> PROVIDED MATERIAL:
+ + +

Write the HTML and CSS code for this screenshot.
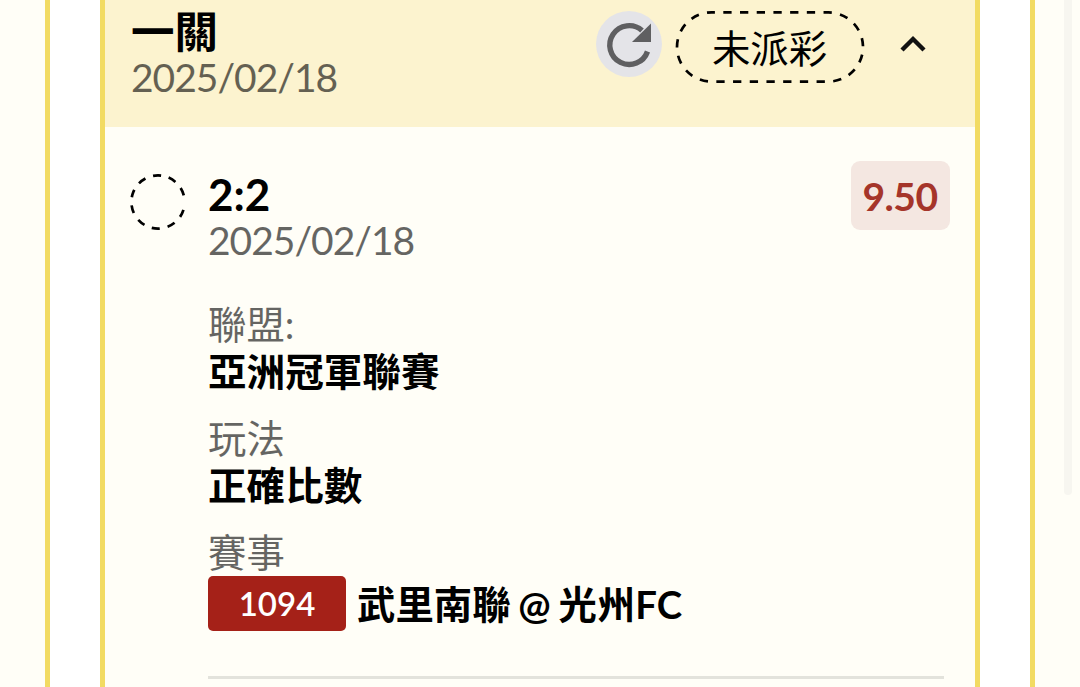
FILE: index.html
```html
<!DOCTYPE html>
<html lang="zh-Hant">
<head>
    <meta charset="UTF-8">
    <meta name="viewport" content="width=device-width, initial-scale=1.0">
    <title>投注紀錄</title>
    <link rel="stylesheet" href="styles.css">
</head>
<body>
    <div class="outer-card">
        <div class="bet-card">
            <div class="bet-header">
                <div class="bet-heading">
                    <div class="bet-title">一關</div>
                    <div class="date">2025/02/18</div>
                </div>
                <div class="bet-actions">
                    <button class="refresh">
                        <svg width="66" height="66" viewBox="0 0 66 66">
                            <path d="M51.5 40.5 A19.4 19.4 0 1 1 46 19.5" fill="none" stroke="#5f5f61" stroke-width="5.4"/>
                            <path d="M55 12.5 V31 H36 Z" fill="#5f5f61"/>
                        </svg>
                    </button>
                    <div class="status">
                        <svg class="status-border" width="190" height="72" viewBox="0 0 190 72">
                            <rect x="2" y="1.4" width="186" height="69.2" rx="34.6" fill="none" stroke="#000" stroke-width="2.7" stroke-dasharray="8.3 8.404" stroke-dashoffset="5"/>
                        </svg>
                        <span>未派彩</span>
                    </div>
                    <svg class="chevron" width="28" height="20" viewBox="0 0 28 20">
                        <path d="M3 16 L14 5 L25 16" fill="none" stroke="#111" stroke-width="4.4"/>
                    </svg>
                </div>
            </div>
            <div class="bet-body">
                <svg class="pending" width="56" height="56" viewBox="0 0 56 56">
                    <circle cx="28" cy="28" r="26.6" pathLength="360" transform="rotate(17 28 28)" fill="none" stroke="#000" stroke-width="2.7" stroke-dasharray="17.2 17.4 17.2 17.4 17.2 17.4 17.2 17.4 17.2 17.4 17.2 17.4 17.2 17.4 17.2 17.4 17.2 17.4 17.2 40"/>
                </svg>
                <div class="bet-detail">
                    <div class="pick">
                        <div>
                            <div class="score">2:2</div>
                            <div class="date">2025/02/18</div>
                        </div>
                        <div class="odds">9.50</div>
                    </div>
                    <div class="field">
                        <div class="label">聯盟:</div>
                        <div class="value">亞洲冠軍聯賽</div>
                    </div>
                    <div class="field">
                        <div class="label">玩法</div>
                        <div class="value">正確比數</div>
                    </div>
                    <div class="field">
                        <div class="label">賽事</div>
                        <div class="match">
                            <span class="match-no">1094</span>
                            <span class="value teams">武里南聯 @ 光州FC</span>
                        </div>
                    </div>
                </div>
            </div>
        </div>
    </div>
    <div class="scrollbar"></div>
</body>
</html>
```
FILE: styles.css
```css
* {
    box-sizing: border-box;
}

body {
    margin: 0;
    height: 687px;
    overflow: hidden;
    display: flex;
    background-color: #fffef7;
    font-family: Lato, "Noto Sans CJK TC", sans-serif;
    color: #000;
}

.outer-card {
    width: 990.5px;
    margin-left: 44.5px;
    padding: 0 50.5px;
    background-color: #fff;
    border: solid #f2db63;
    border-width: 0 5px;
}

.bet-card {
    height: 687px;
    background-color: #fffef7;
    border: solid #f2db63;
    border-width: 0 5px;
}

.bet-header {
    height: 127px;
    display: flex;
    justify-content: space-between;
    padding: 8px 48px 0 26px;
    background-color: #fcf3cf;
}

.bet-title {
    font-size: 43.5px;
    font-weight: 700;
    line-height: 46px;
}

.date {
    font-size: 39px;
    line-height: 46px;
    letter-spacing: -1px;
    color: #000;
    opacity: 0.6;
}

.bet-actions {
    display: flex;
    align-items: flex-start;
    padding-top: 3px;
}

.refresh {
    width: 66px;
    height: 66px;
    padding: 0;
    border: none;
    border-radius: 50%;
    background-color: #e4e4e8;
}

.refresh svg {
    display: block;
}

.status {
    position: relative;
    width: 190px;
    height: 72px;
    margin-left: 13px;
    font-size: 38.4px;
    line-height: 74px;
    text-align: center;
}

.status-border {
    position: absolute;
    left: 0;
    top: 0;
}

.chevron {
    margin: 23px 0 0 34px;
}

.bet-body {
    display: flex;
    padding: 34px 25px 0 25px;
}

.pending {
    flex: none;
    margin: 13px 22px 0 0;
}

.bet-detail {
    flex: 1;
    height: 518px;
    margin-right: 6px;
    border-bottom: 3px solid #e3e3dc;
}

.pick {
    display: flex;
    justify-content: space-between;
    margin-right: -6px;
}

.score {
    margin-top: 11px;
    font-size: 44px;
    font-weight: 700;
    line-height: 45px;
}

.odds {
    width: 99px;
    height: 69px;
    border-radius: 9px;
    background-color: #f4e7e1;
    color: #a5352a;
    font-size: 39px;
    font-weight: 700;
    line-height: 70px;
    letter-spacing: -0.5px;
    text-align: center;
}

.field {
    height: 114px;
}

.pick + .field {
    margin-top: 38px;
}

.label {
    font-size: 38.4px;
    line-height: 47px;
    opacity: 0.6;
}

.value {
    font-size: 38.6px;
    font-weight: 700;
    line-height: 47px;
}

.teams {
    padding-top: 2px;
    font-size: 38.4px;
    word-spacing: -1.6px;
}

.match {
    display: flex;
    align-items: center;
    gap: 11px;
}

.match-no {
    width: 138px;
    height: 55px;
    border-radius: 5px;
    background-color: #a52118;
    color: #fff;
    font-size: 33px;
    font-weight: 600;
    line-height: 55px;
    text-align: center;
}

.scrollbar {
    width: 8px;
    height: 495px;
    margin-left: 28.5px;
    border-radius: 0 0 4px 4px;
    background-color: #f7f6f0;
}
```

+ + +

> WHAT TO PRODUCE:
Print the complete listing exactly as it stands, without its pictures.

> THE RESPONSE:
Write the HTML and CSS code for this screenshot.
FILE: index.html
```html
<!DOCTYPE html>
<html lang="zh-Hant">
<head>
    <meta charset="UTF-8">
    <meta name="viewport" content="width=device-width, initial-scale=1.0">
    <title>投注紀錄</title>
    <link rel="stylesheet" href="styles.css">
</head>
<body>
    <div class="outer-card">
        <div class="bet-card">
            <div class="bet-header">
                <div class="bet-heading">
                    <div class="bet-title">一關</div>
                    <div class="date">2025/02/18</div>
                </div>
                <div class="bet-actions">
                    <button class="refresh">
                        <svg width="66" height="66" viewBox="0 0 66 66">
                            <path d="M51.5 40.5 A19.4 19.4 0 1 1 46 19.5" fill="none" stroke="#5f5f61" stroke-width="5.4"/>
                            <path d="M55 12.5 V31 H36 Z" fill="#5f5f61"/>
                        </svg>
                    </button>
                    <div class="status">
                        <svg class="status-border" width="190" height="72" viewBox="0 0 190 72">
                            <rect x="2" y="1.4" width="186" height="69.2" rx="34.6" fill="none" stroke="#000" stroke-width="2.7" stroke-dasharray="8.3 8.404" stroke-dashoffset="5"/>
                        </svg>
                        <span>未派彩</span>
                    </div>
                    <svg class="chevron" width="28" height="20" viewBox="0 0 28 20">
                        <path d="M3 16 L14 5 L25 16" fill="none" stroke="#111" stroke-width="4.4"/>
                    </svg>
                </div>
            </div>
            <div class="bet-body">
                <svg class="pending" width="56" height="56" viewBox="0 0 56 56">
                    <circle cx="28" cy="28" r="26.6" pathLength="360" transform="rotate(17 28 28)" fill="none" stroke="#000" stroke-width="2.7" stroke-dasharray="17.2 17.4 17.2 17.4 17.2 17.4 17.2 17.4 17.2 17.4 17.2 17.4 17.2 17.4 17.2 17.4 17.2 17.4 17.2 40"/>
                </svg>
                <div class="bet-detail">
                    <div class="pick">
                        <div>
                            <div class="score">2:2</div>
                            <div class="date">2025/02/18</div>
                        </div>
                        <div class="odds">9.50</div>
                    </div>
                    <div class="field">
                        <div class="label">聯盟:</div>
                        <div class="value">亞洲冠軍聯賽</div>
                    </div>
                    <div class="field">
                        <div class="label">玩法</div>
                        <div class="value">正確比數</div>
                    </div>
                    <div class="field">
                        <div class="label">賽事</div>
                        <div class="match">
                            <span class="match-no">1094</span>
                            <span class="value teams">武里南聯 @ 光州FC</span>
                        </div>
                    </div>
                </div>
            </div>
        </div>
    </div>
    <div class="scrollbar"></div>
</body>
</html>
```
FILE: styles.css
```css
* {
    box-sizing: border-box;
}

body {
    margin: 0;
    height: 687px;
    overflow: hidden;
    display: flex;
    background-color: #fffef7;
    font-family: Lato, "Noto Sans CJK TC", sans-serif;
    color: #000;
}

.outer-card {
    width: 990.5px;
    margin-left: 44.5px;
    padding: 0 50.5px;
    background-color: #fff;
    border: solid #f2db63;
    border-width: 0 5px;
}

.bet-card {
    height: 687px;
    background-color: #fffef7;
    border: solid #f2db63;
    border-width: 0 5px;
}

.bet-header {
    height: 127px;
    display: flex;
    justify-content: space-between;
    padding: 8px 48px 0 26px;
    background-color: #fcf3cf;
}

.bet-title {
    font-size: 43.5px;
    font-weight: 700;
    line-height: 46px;
}

.date {
    font-size: 39px;
    line-height: 46px;
    letter-spacing: -1px;
    color: #000;
    opacity: 0.6;
}

.bet-actions {
    display: flex;
    align-items: flex-start;
    padding-top: 3px;
}

.refresh {
    width: 66px;
    height: 66px;
    padding: 0;
    border: none;
    border-radius: 50%;
    background-color: #e4e4e8;
}

.refresh svg {
    display: block;
}

.status {
    position: relative;
    width: 190px;
    height: 72px;
    margin-left: 13px;
    font-size: 38.4px;
    line-height: 74px;
    text-align: center;
}

.status-border {
    position: absolute;
    left: 0;
    top: 0;
}

.chevron {
    margin: 23px 0 0 34px;
}

.bet-body {
    display: flex;
    padding: 34px 25px 0 25px;
}

.pending {
    flex: none;
    margin: 13px 22px 0 0;
}

.bet-detail {
    flex: 1;
    height: 518px;
    margin-right: 6px;
    border-bottom: 3px solid #e3e3dc;
}

.pick {
    display: flex;
    justify-content: space-between;
    margin-right: -6px;
}

.score {
    margin-top: 11px;
    font-size: 44px;
    font-weight: 700;
    line-height: 45px;
}

.odds {
    width: 99px;
    height: 69px;
    border-radius: 9px;
    background-color: #f4e7e1;
    color: #a5352a;
    font-size: 39px;
    font-weight: 700;
    line-height: 70px;
    letter-spacing: -0.5px;
    text-align: center;
}

.field {
    height: 114px;
}

.pick + .field {
    margin-top: 38px;
}

.label {
    font-size: 38.4px;
    line-height: 47px;
    opacity: 0.6;
}

.value {
    font-size: 38.6px;
    font-weight: 700;
    line-height: 47px;
}

.teams {
    padding-top: 2px;
    font-size: 38.4px;
    word-spacing: -1.6px;
}

.match {
    display: flex;
    align-items: center;
    gap: 11px;
}

.match-no {
    width: 138px;
    height: 55px;
    border-radius: 5px;
    background-color: #a52118;
    color: #fff;
    font-size: 33px;
    font-weight: 600;
    line-height: 55px;
    text-align: center;
}

.scrollbar {
    width: 8px;
    height: 495px;
    margin-left: 28.5px;
    border-radius: 0 0 4px 4px;
    background-color: #f7f6f0;
}
```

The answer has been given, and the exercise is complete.